Aim:
Quote the data below in full, please, without altering anything.

Recorded information:
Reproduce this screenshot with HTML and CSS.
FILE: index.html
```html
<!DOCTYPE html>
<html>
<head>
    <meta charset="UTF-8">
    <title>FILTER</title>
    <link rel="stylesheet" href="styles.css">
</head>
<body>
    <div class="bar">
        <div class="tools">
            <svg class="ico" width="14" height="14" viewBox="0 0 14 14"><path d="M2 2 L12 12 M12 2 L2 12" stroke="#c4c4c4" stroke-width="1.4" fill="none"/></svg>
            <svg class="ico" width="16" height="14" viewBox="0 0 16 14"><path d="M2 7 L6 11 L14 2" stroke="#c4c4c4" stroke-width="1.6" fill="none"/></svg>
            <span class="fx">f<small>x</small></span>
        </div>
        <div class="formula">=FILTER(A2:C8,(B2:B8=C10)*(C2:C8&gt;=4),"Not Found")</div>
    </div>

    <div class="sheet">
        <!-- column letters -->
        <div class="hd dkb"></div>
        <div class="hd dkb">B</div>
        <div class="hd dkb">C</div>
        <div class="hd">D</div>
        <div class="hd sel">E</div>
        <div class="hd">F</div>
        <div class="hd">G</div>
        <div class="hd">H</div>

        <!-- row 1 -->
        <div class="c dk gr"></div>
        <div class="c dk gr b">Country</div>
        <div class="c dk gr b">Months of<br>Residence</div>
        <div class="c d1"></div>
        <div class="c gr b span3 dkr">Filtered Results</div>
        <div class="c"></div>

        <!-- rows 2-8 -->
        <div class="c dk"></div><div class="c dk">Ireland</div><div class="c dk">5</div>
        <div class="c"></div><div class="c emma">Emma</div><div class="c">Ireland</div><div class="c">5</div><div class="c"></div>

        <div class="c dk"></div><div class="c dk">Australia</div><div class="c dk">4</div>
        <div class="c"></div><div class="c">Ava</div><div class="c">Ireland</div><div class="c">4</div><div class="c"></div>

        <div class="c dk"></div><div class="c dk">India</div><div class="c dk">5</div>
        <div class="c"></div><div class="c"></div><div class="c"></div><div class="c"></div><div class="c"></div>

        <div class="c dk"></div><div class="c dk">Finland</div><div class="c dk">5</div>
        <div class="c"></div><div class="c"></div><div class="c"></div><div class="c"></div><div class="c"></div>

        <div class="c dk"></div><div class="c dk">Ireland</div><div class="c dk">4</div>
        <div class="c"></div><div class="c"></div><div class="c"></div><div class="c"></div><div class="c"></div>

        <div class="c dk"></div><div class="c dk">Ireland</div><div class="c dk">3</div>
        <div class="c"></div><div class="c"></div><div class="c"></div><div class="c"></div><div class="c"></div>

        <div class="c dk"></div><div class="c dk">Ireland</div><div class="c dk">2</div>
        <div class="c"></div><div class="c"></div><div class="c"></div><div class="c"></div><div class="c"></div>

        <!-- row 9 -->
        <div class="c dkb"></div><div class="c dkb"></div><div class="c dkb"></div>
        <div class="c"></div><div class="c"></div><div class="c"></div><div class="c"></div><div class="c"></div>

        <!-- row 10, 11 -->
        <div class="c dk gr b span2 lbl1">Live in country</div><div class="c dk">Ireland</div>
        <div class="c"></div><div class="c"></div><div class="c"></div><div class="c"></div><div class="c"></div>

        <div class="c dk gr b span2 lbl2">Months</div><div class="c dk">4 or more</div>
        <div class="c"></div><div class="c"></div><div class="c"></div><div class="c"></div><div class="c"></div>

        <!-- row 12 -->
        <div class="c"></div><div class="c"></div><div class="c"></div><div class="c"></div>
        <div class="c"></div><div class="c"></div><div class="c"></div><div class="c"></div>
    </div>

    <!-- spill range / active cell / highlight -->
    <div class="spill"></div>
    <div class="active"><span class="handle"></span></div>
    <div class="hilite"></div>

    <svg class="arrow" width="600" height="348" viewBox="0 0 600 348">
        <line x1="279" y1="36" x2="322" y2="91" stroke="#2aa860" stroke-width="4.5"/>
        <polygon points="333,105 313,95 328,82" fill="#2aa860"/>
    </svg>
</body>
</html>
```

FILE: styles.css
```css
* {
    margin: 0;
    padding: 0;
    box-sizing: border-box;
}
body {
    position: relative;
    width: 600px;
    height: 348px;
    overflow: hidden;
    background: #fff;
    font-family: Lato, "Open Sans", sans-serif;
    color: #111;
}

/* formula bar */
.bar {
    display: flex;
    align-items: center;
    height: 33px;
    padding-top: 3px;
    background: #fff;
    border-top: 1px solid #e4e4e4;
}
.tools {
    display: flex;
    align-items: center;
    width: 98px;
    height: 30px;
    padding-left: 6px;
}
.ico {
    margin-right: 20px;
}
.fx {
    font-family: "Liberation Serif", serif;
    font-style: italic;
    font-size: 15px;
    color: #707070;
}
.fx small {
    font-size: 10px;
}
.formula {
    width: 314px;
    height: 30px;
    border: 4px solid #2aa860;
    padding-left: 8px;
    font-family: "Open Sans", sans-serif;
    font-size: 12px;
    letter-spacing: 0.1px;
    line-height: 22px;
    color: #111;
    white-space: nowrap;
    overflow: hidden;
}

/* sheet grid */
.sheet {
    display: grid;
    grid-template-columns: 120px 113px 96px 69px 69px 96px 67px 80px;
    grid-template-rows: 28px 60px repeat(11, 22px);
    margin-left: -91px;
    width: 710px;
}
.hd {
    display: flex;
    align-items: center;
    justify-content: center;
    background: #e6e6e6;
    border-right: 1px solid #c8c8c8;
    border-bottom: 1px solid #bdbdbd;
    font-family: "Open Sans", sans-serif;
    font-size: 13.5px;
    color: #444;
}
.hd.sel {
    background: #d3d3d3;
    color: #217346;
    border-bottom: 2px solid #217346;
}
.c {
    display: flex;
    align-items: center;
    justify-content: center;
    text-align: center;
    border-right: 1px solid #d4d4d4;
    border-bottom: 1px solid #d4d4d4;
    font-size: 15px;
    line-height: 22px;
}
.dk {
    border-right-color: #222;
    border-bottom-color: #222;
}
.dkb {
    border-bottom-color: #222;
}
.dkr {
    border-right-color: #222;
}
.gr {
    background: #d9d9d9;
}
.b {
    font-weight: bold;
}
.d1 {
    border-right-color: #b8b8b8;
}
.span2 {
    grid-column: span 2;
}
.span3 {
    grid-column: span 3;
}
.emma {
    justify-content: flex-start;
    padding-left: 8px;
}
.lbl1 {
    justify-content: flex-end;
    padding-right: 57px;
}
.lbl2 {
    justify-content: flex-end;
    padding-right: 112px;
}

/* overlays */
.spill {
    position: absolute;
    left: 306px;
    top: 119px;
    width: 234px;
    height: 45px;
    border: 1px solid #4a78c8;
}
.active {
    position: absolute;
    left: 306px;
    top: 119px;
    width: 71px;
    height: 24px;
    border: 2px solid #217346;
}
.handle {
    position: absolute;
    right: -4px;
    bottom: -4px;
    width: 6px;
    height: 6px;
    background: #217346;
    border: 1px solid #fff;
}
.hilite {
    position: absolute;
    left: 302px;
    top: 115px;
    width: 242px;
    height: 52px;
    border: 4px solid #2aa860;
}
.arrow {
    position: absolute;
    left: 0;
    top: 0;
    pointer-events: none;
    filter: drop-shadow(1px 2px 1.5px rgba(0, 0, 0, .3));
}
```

Exercise response:
Reproduce this screenshot with HTML and CSS.
FILE: index.html
```html
<!DOCTYPE html>
<html>
<head>
    <meta charset="UTF-8">
    <title>FILTER</title>
    <link rel="stylesheet" href="styles.css">
</head>
<body>
    <div class="bar">
        <div class="tools">
            <svg class="ico" width="14" height="14" viewBox="0 0 14 14"><path d="M2 2 L12 12 M12 2 L2 12" stroke="#c4c4c4" stroke-width="1.4" fill="none"/></svg>
            <svg class="ico" width="16" height="14" viewBox="0 0 16 14"><path d="M2 7 L6 11 L14 2" stroke="#c4c4c4" stroke-width="1.6" fill="none"/></svg>
            <span class="fx">f<small>x</small></span>
        </div>
        <div class="formula">=FILTER(A2:C8,(B2:B8=C10)*(C2:C8&gt;=4),"Not Found")</div>
    </div>

    <div class="sheet">
        <!-- column letters -->
        <div class="hd dkb"></div>
        <div class="hd dkb">B</div>
        <div class="hd dkb">C</div>
        <div class="hd">D</div>
        <div class="hd sel">E</div>
        <div class="hd">F</div>
        <div class="hd">G</div>
        <div class="hd">H</div>

        <!-- row 1 -->
        <div class="c dk gr"></div>
        <div class="c dk gr b">Country</div>
        <div class="c dk gr b">Months of<br>Residence</div>
        <div class="c d1"></div>
        <div class="c gr b span3 dkr">Filtered Results</div>
        <div class="c"></div>

        <!-- rows 2-8 -->
        <div class="c dk"></div><div class="c dk">Ireland</div><div class="c dk">5</div>
        <div class="c"></div><div class="c emma">Emma</div><div class="c">Ireland</div><div class="c">5</div><div class="c"></div>

        <div class="c dk"></div><div class="c dk">Australia</div><div class="c dk">4</div>
        <div class="c"></div><div class="c">Ava</div><div class="c">Ireland</div><div class="c">4</div><div class="c"></div>

        <div class="c dk"></div><div class="c dk">India</div><div class="c dk">5</div>
        <div class="c"></div><div class="c"></div><div class="c"></div><div class="c"></div><div class="c"></div>

        <div class="c dk"></div><div class="c dk">Finland</div><div class="c dk">5</div>
        <div class="c"></div><div class="c"></div><div class="c"></div><div class="c"></div><div class="c"></div>

        <div class="c dk"></div><div class="c dk">Ireland</div><div class="c dk">4</div>
        <div class="c"></div><div class="c"></div><div class="c"></div><div class="c"></div><div class="c"></div>

        <div class="c dk"></div><div class="c dk">Ireland</div><div class="c dk">3</div>
        <div class="c"></div><div class="c"></div><div class="c"></div><div class="c"></div><div class="c"></div>

        <div class="c dk"></div><div class="c dk">Ireland</div><div class="c dk">2</div>
        <div class="c"></div><div class="c"></div><div class="c"></div><div class="c"></div><div class="c"></div>

        <!-- row 9 -->
        <div class="c dkb"></div><div class="c dkb"></div><div class="c dkb"></div>
        <div class="c"></div><div class="c"></div><div class="c"></div><div class="c"></div><div class="c"></div>

        <!-- row 10, 11 -->
        <div class="c dk gr b span2 lbl1">Live in country</div><div class="c dk">Ireland</div>
        <div class="c"></div><div class="c"></div><div class="c"></div><div class="c"></div><div class="c"></div>

        <div class="c dk gr b span2 lbl2">Months</div><div class="c dk">4 or more</div>
        <div class="c"></div><div class="c"></div><div class="c"></div><div class="c"></div><div class="c"></div>

        <!-- row 12 -->
        <div class="c"></div><div class="c"></div><div class="c"></div><div class="c"></div>
        <div class="c"></div><div class="c"></div><div class="c"></div><div class="c"></div>
    </div>

    <!-- spill range / active cell / highlight -->
    <div class="spill"></div>
    <div class="active"><span class="handle"></span></div>
    <div class="hilite"></div>

    <svg class="arrow" width="600" height="348" viewBox="0 0 600 348">
        <line x1="279" y1="36" x2="322" y2="91" stroke="#2aa860" stroke-width="4.5"/>
        <polygon points="333,105 313,95 328,82" fill="#2aa860"/>
    </svg>
</body>
</html>
```

FILE: styles.css
```css
* {
    margin: 0;
    padding: 0;
    box-sizing: border-box;
}
body {
    position: relative;
    width: 600px;
    height: 348px;
    overflow: hidden;
    background: #fff;
    font-family: Lato, "Open Sans", sans-serif;
    color: #111;
}

/* formula bar */
.bar {
    display: flex;
    align-items: center;
    height: 33px;
    padding-top: 3px;
    background: #fff;
    border-top: 1px solid #e4e4e4;
}
.tools {
    display: flex;
    align-items: center;
    width: 98px;
    height: 30px;
    padding-left: 6px;
}
.ico {
    margin-right: 20px;
}
.fx {
    font-family: "Liberation Serif", serif;
    font-style: italic;
    font-size: 15px;
    color: #707070;
}
.fx small {
    font-size: 10px;
}
.formula {
    width: 314px;
    height: 30px;
    border: 4px solid #2aa860;
    padding-left: 8px;
    font-family: "Open Sans", sans-serif;
    font-size: 12px;
    letter-spacing: 0.1px;
    line-height: 22px;
    color: #111;
    white-space: nowrap;
    overflow: hidden;
}

/* sheet grid */
.sheet {
    display: grid;
    grid-template-columns: 120px 113px 96px 69px 69px 96px 67px 80px;
    grid-template-rows: 28px 60px repeat(11, 22px);
    margin-left: -91px;
    width: 710px;
}
.hd {
    display: flex;
    align-items: center;
    justify-content: center;
    background: #e6e6e6;
    border-right: 1px solid #c8c8c8;
    border-bottom: 1px solid #bdbdbd;
    font-family: "Open Sans", sans-serif;
    font-size: 13.5px;
    color: #444;
}
.hd.sel {
    background: #d3d3d3;
    color: #217346;
    border-bottom: 2px solid #217346;
}
.c {
    display: flex;
    align-items: center;
    justify-content: center;
    text-align: center;
    border-right: 1px solid #d4d4d4;
    border-bottom: 1px solid #d4d4d4;
    font-size: 15px;
    line-height: 22px;
}
.dk {
    border-right-color: #222;
    border-bottom-color: #222;
}
.dkb {
    border-bottom-color: #222;
}
.dkr {
    border-right-color: #222;
}
.gr {
    background: #d9d9d9;
}
.b {
    font-weight: bold;
}
.d1 {
    border-right-color: #b8b8b8;
}
.span2 {
    grid-column: span 2;
}
.span3 {
    grid-column: span 3;
}
.emma {
    justify-content: flex-start;
    padding-left: 8px;
}
.lbl1 {
    justify-content: flex-end;
    padding-right: 57px;
}
.lbl2 {
    justify-content: flex-end;
    padding-right: 112px;
}

/* overlays */
.spill {
    position: absolute;
    left: 306px;
    top: 119px;
    width: 234px;
    height: 45px;
    border: 1px solid #4a78c8;
}
.active {
    position: absolute;
    left: 306px;
    top: 119px;
    width: 71px;
    height: 24px;
    border: 2px solid #217346;
}
.handle {
    position: absolute;
    right: -4px;
    bottom: -4px;
    width: 6px;
    height: 6px;
    background: #217346;
    border: 1px solid #fff;
}
.hilite {
    position: absolute;
    left: 302px;
    top: 115px;
    width: 242px;
    height: 52px;
    border: 4px solid #2aa860;
}
.arrow {
    position: absolute;
    left: 0;
    top: 0;
    pointer-events: none;
    filter: drop-shadow(1px 2px 1.5px rgba(0, 0, 0, .3));
}
```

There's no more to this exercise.